Failed to pull image "XXX": rpc error: code = Unknown desc = context canceled

The operation was canceled, possibly because the image file is too large. Kubernetes has a default timeout for pulling images. If the pull makes no progress for a specific period, Kubernetes assumes the operation has failed or is unresponsive and cancels the task.

  1. Verify that imagePullPolicy is set to IfNotPresent in the pod's YAML file.

  2. Log on to the node where the pod is running (for more information, see Choose an ECS remote connection method) and run docker pull or crictl pull to check if the image can be pulled.

Failed to pull image "xxxxx": rpc error: code = Unknown desc = Error response from daemon: Get https://xxxxxxx: xxxxx/http: request canceled while waiting for connection (Client.Timeout exceeded while awaiting headers)

Cannot connect to the image repository due to network issues.

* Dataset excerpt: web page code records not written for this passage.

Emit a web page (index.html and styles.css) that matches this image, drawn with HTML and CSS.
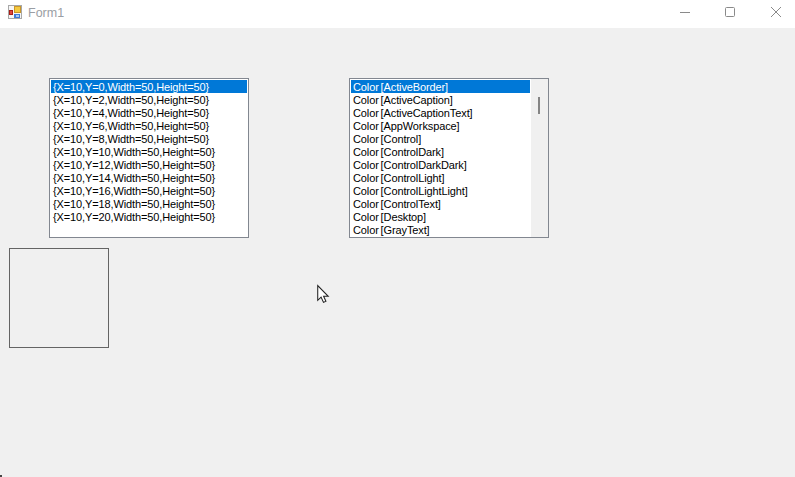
FILE: index.html
```html
<!DOCTYPE html>
<html lang="en">
<head>
  <meta charset="UTF-8" />
  <meta name="viewport" content="width=device-width, initial-scale=1.0" />
  <title>Form1</title>
  <link rel="stylesheet" href="styles.css">
</head>
<body>

  <header class="titlebar">
    <svg class="app-icon" width="14" height="14" viewBox="0 0 14 14">
      <rect x="0.5" y="0.5" width="13" height="13" fill="#f6f6f6" stroke="#a8a8a8"/>
      <rect x="6" y="1" width="7" height="7" fill="#c9962a"/>
      <rect x="7" y="2" width="5" height="5" fill="#f4c93e"/>
      <rect x="1" y="5" width="4" height="5" fill="#a81f18"/>
      <rect x="2" y="6" width="2" height="3" fill="#e0463a"/>
      <rect x="6" y="9" width="6" height="4" fill="#3f7bd8"/>
      <rect x="8" y="10" width="3" height="2" fill="#a9c9f2"/>
    </svg>
    <span class="title">Form1</span>
    <div class="controls">
      <svg class="ctl minimize" width="10" height="10" viewBox="0 0 10 10"><path d="M0 5.5h10" stroke="#8a8a8a" fill="none"/></svg>
      <svg class="ctl" width="10" height="10" viewBox="0 0 10 10"><rect x="0.5" y="0.5" width="9" height="9" rx="1" stroke="#8a8a8a" fill="none"/></svg>
      <svg class="ctl" width="10" height="10" viewBox="0 0 10 10"><path d="M0 0l10 10M10 0L0 10" stroke="#8a8a8a" fill="none"/></svg>
    </div>
  </header>

  <main class="form">
    <div class="lists">
      <ul class="listbox">
        <li class="selected">{X=10,Y=0,Width=50,Height=50}</li>
        <li>{X=10,Y=2,Width=50,Height=50}</li>
        <li>{X=10,Y=4,Width=50,Height=50}</li>
        <li>{X=10,Y=6,Width=50,Height=50}</li>
        <li>{X=10,Y=8,Width=50,Height=50}</li>
        <li>{X=10,Y=10,Width=50,Height=50}</li>
        <li>{X=10,Y=12,Width=50,Height=50}</li>
        <li>{X=10,Y=14,Width=50,Height=50}</li>
        <li>{X=10,Y=16,Width=50,Height=50}</li>
        <li>{X=10,Y=18,Width=50,Height=50}</li>
        <li>{X=10,Y=20,Width=50,Height=50}</li>
      </ul>
      <div class="listbox scrolling">
        <ul class="items">
          <li class="selected">Color [ActiveBorder]</li>
          <li>Color [ActiveCaption]</li>
          <li>Color [ActiveCaptionText]</li>
          <li>Color [AppWorkspace]</li>
          <li>Color [Control]</li>
          <li>Color [ControlDark]</li>
          <li>Color [ControlDarkDark]</li>
          <li>Color [ControlLight]</li>
          <li>Color [ControlLightLight]</li>
          <li>Color [ControlText]</li>
          <li>Color [Desktop]</li>
          <li>Color [GrayText]</li>
        </ul>
        <div class="scrollbar"><div class="thumb"></div></div>
      </div>
    </div>
    <div class="panel"></div>
  </main>

  <svg class="cursor" width="15" height="21" viewBox="0 0 14 20">
    <path d="M1.5 1.5v14l3.2-3 2.3 5 2.3-1-2.2-4.8h4.4z" fill="#fff" stroke="#222" stroke-width="1"/>
  </svg>
  <div class="corner"></div>

</body>
</html>
```

FILE: styles.css
```css
* {
  margin: 0;
  padding: 0;
  box-sizing: border-box;
}

html,
body {
  height: 100%;
  overflow: hidden;
}

body {
  display: flex;
  flex-direction: column;
  background: #f0f0f0;
  font-family: "Liberation Sans", Arial, sans-serif;
  font-size: 11px;
  color: #000;
}

.titlebar {
  height: 28px;
  flex: none;
  display: flex;
  align-items: center;
  background: #fff;
  padding-left: 8px;
}

.app-icon {
  margin-top: -4px;
}

.title {
  margin-left: 6px;
  margin-top: -2px;
  font-size: 12.5px;
  color: #9a9ea4;
}

.controls {
  margin-left: auto;
  display: flex;
  gap: 36px;
  padding-right: 14px;
  margin-top: -4px;
}

.minimize {
  margin-right: -1px;
}

.form {
  flex: 1;
  padding: 50px 0 0 9px;
}

.lists {
  display: flex;
  gap: 100px;
  margin-left: 40px;
}

.listbox {
  width: 200px;
  height: 160px;
  background: #fff;
  border: 1px solid #828790;
  list-style: none;
  padding: 1px;
  overflow: hidden;
}

.listbox li {
  height: 13px;
  line-height: 15px;
  padding-left: 2px;
  white-space: nowrap;
  letter-spacing: -0.12px;
}

.listbox li.selected {
  background: #0078d7;
  color: #fff;
}

.scrolling {
  display: flex;
  padding-right: 0;
}

.items {
  flex: 1;
  list-style: none;
  min-width: 0;
  word-spacing: -1px;
}

.scrollbar {
  width: 17px;
  flex: none;
  margin: -1px 0 -1px 1px;
  background: #f0f0f0;
  padding: 18px 0 0 7px;
}

.thumb {
  width: 2px;
  height: 17px;
  background: #858585;
}

.panel {
  width: 100px;
  height: 100px;
  margin-top: 10px;
  border: 1px solid #646464;
}

/* pointer sits over the form */
.cursor {
  position: absolute;
  left: 316px;
  top: 284px;
}

/* dark sliver of desktop at the rounded window corner */
.corner {
  position: absolute;
  left: 0;
  bottom: 0;
  width: 2px;
  height: 2px;
  background: #444;
}
```
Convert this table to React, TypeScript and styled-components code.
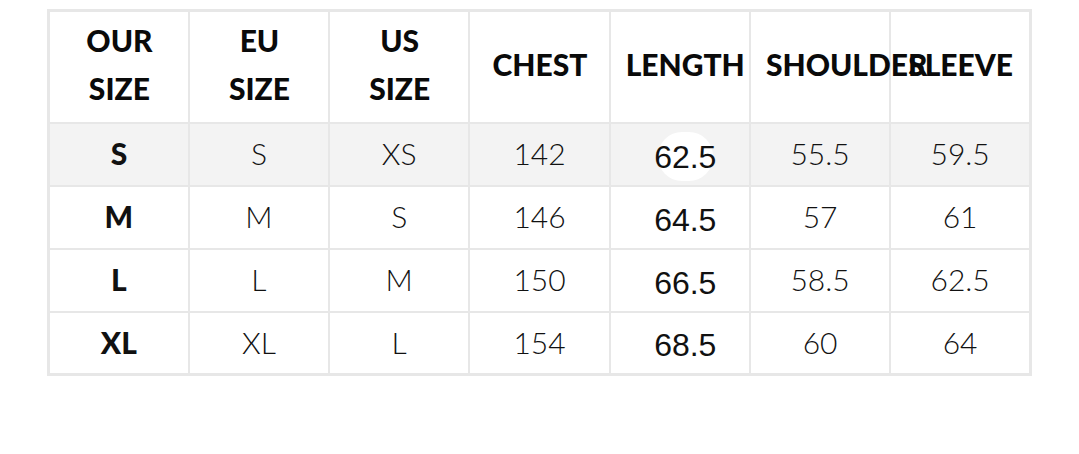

  1. Log on to the node where the pod is running (for more information, see Choose an ECS remote connection method) and run the curl https://xxxxxx/xxxxx/ command to check if the address is accessible. If an error occurs, investigate for potential network issues, such as incorrect network configuration, firewall rules, or DNS resolution problems.

  2. Verify the node's public network policy, including configurations for SNAT entries and bound Elastic IP Addresses (EIPs).

Failed to pull image "xxxx:xxx": failed to pull and unpack image "xxxx:xxx": failed to resolve reference "xxxx:xxx": failed to do request: Head "xxxx:xxx": dial tcp xxx.xxx.xx.x:xxx: i/o timeout

Connection timed out due to network issues when pulling an image from an overseas repository.

Pulling images from overseas repositories, such as Docker Hub, may fail in ACK clusters due to unstable carrier networks. To resolve this, consider the following solutions:

Too Many Requests.

Docker Hub imposes rate limits on image pull requests.

Upload the image to Container Registry (ACR) and pull it from an ACR image repository.

The status Pulling image is consistently displayed

The kubelet's image pull rate limiting mechanism may have been triggered.

Adjust the registryPullQPS (maximum QPS for the image repository) and registryBurst (maximum number of burst image pulls) using the Customize kubelet configurations for a node pool feature.

Phase 3: Startup issues

Pod is in the Init state

Error message

Description

Solution

Stuck in the Init:N/M state

The pod contains M init containers. N of them have completed, but the remaining M-N init containers have failed to start.

  1. Run the kubectl describe pod -n <ns> <pod name> command to view the pod's events and check for issues with the unstarted init containers.

  2. Run the kubectl logs -n <ns> <pod name> -c <container name> command to view the logs of the unstarted init containers and use them to troubleshoot the issue.

  3. Review the pod's configuration, such as the health check settings, to ensure the init containers are configured correctly.

For more information about init containers, see Debug init containers.

Stuck in the Init:Error state

An init container in the pod failed to start.

Stuck in the Init:CrashLoopBackOff state

An init container in the pod failed to start and is in a restart loop.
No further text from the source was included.